Wednesday, November 4, 2009
Saying goodbye to a series
I accomplished something really big lately. At least it felt big to me. I always feel really great about finishing a book, but when I finished this last one, there was something a little extra there. See, I struggled a lot with this one. I did a lot of reading it over, changing things, adding and taking away. I used the delete button WAY more on this book than I ever have before. It felt like it was plaguing me which made me sad because it was the last book in a three book series that I LOVED writing.

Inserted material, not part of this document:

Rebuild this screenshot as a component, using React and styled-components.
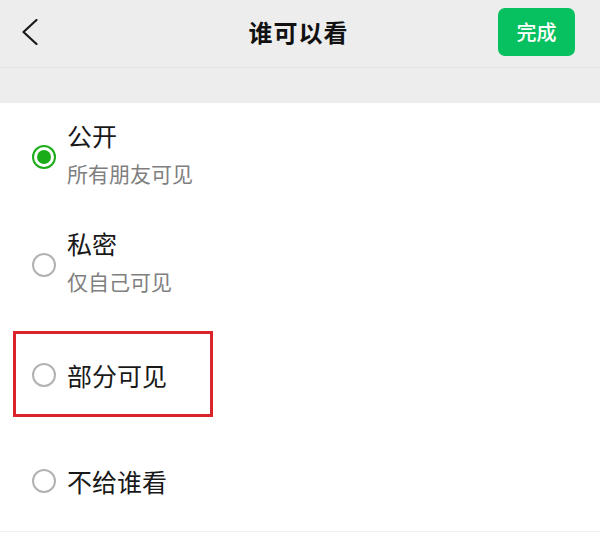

Finally, the last couple weeks everything just flowed. I wrote like crazy and things finally came together. Just a couple days ago I was able to write 'The End' and while one part of me jumped for joy because this book had felt like such a weight on my shoulders, the other part of me was a little sad. I had to say goodbye to these three girls: Kaylee, Tabby and Brianna who had become friends to me over the past couple years. They've pretty much been a part of my life since I started writing with the goal of publication. They were my first sale and now it's a little hard to say goodbye to that.
This series started because I wanted to do a series with a group of girlfriends who would do anything for each other. They were there when the other needed to cry, there to make them laugh, and there to tell each other to pull their heads out of their you know whats when need be. Through it all I felt like I was a part of their little Friday's at Luciano's group and now I'm kind of sad that is gone.

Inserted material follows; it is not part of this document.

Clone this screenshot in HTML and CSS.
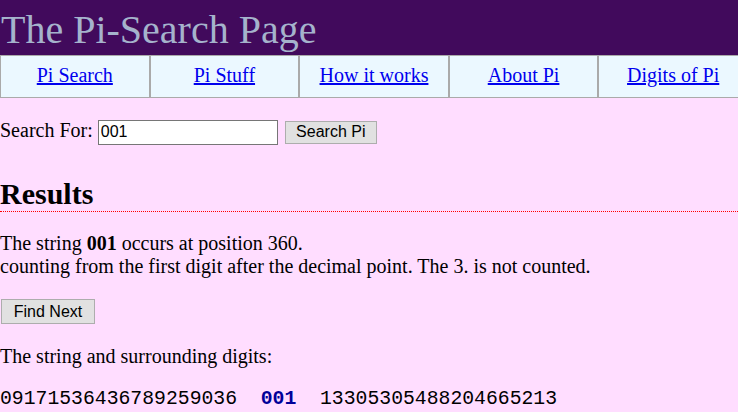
FILE: index.html
```html
<!DOCTYPE html>
<html>
<head>
<meta charset="utf-8">
<title>The Pi-Search Page</title>
<link rel="stylesheet" href="styles.css">
</head>
<body>
<div class="header"><h1 class="title">The Pi-Search Page</h1></div>
<div class="nav">
  <div class="navcell"><a href="#">Pi Search</a></div>
  <div class="navcell"><a href="#">Pi Stuff</a></div>
  <div class="navcell"><a href="#">How it works</a></div>
  <div class="navcell"><a href="#">About Pi</a></div>
  <div class="navcell"><a href="#">Digits of Pi</a></div>
</div>
<form class="search">Search For: <input class="field" type="text" value="001"> <button class="btn btn-search" type="button">Search Pi</button></form>
<h2 class="results">Results</h2>
<p class="text">The string <b>001</b> occurs at position 360.<br>counting from the first digit after the decimal point. The 3. is not counted.</p>
<p class="text text-btn"><button class="btn btn-next" type="button">Find Next</button></p>
<p class="text">The string and surrounding digits:</p>
<p class="digits">09171536436789259036  <b class="hit">001</b>  13305305488204665213</p>
</body>
</html>
```
FILE: styles.css
```css
html, body {
  margin: 0;
  padding: 0;
  overflow: hidden;
}
body {
  background: #ffddff;
  font-family: "Liberation Serif", "Times New Roman", serif;
  font-size: 20px;
  color: #000;
}
.header {
  background: #410a5c;
  height: 55px;
  box-sizing: border-box;
  padding: 7px 0 0 1px;
}
.title {
  margin: 0;
  font-size: 40px;
  font-weight: normal;
  color: #a5b3cc;
  line-height: 46px;
}
.nav {
  display: flex;
  overflow: hidden;
  width: 100%;
}
.navcell {
  flex: none;
  width: 20%;
  border: 1px solid #aaaaaa;
  background: #ebf8ff;
  text-align: center;
  padding: 8px 0 10px;
  line-height: 23px;
}
.navcell a {
  color: #0000ee;
}
.search {
  margin: 21px 0 32px;
}
.field {
  box-sizing: border-box;
  width: 180px;
  height: 25px;
  border: 1px solid #767676;
  background: #fff;
  padding: 1px 2px;
  font-family: "Liberation Sans", Arial, sans-serif;
  font-size: 16px;
  color: #000;
  vertical-align: baseline;
}
.btn {
  box-sizing: border-box;
  background: #e1e1e1;
  border: 1px solid #adadad;
  font-family: "Liberation Sans", Arial, sans-serif;
  font-size: 16px;
  color: #000;
  padding: 0;
  margin: 0;
}
.btn-search {
  width: 92px;
  height: 23px;
  margin-left: 2px;
}
.btn-next {
  width: 94px;
  height: 25px;
  margin-left: 1px;
}
.results {
  font-size: 30px;
  font-weight: bold;
  margin: 24px 0 20px;
  border-bottom: 1px dotted #ff0000;
}
.text {
  margin: 20px 0;
}
.text-btn {
  margin: 21px 0 21px;
}
.digits {
  margin: 20px 0;
  font-family: "Liberation Mono", "Courier New", monospace;
  font-size: 19.75px;
  white-space: pre;
}
.hit {
  color: #000099;
}
```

It's weird...feeling so excited about something and sad about it at the same time. I've never really experienced being sad to finish a book before. But, on the other hand, I breathed life into these characters and it was a joy to be a part of their lives (does that make me sound crazy? LOL). I enjoyed these three books and I hope readers will enjoy Bri's story as well.
As a reader or a writer, is it hard for you to say goodbye to a series?